LM: There are now more than 600 jazz festivals in the world, and we are expanding their geography. We do not compete with each other, but on the contrary – we closely cooperate. We also communicated very well with Yuri Kuznetsov (Ed. The great Odessa Jazz legend passed on last year), who was a very great musician who created the Odessa Jazz Festival. He came to us regularly and often performed, and sometimes he just went to our concerts. He was a very cheerful man, reliable and absolutely warm. He was a Real Odessan. Alexey Kogan, the main organizer of the Lviv Alfa Jazz Fest, has been with us for a very long time. Now he curates a special jazz scene, which is called “Jazz and the Sea”. Therefore, we believe that more festivals are needed – good and different ones. I try to follow the work of my colleagues and cooperate with them. 

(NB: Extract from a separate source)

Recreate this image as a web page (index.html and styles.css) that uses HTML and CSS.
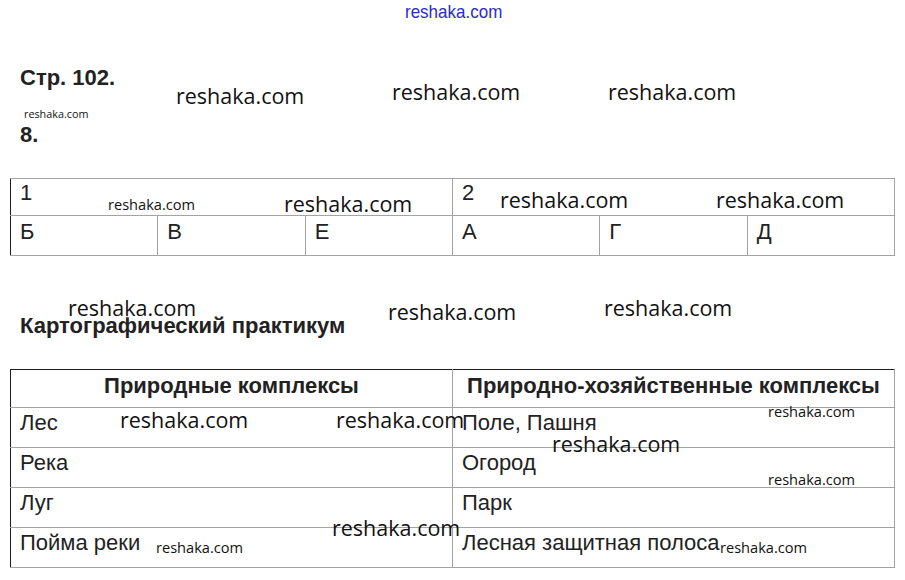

OR: What is more important to the festivals  atmosphere – the organizers or the audience?

LM: Of course, without a grateful and enthusiastic audience, no festival celebration will ever work out. But, I believe that the guarantee of the festival’s success, is the atmosphere and the right organization: structuring of events, zones of interests, engaging events, both musical and non-musical. Generally, the entire festival infrastructure. There is a misconception that organizing a festival is easy and simple – the scene was set, the musicians were called, the tickets sold, and everyone was happy. But the event must have its own concept. Everything depends on the good and well-coordinated work of the festival team. And in order to hold a big festival, you need the right level of organization and art management.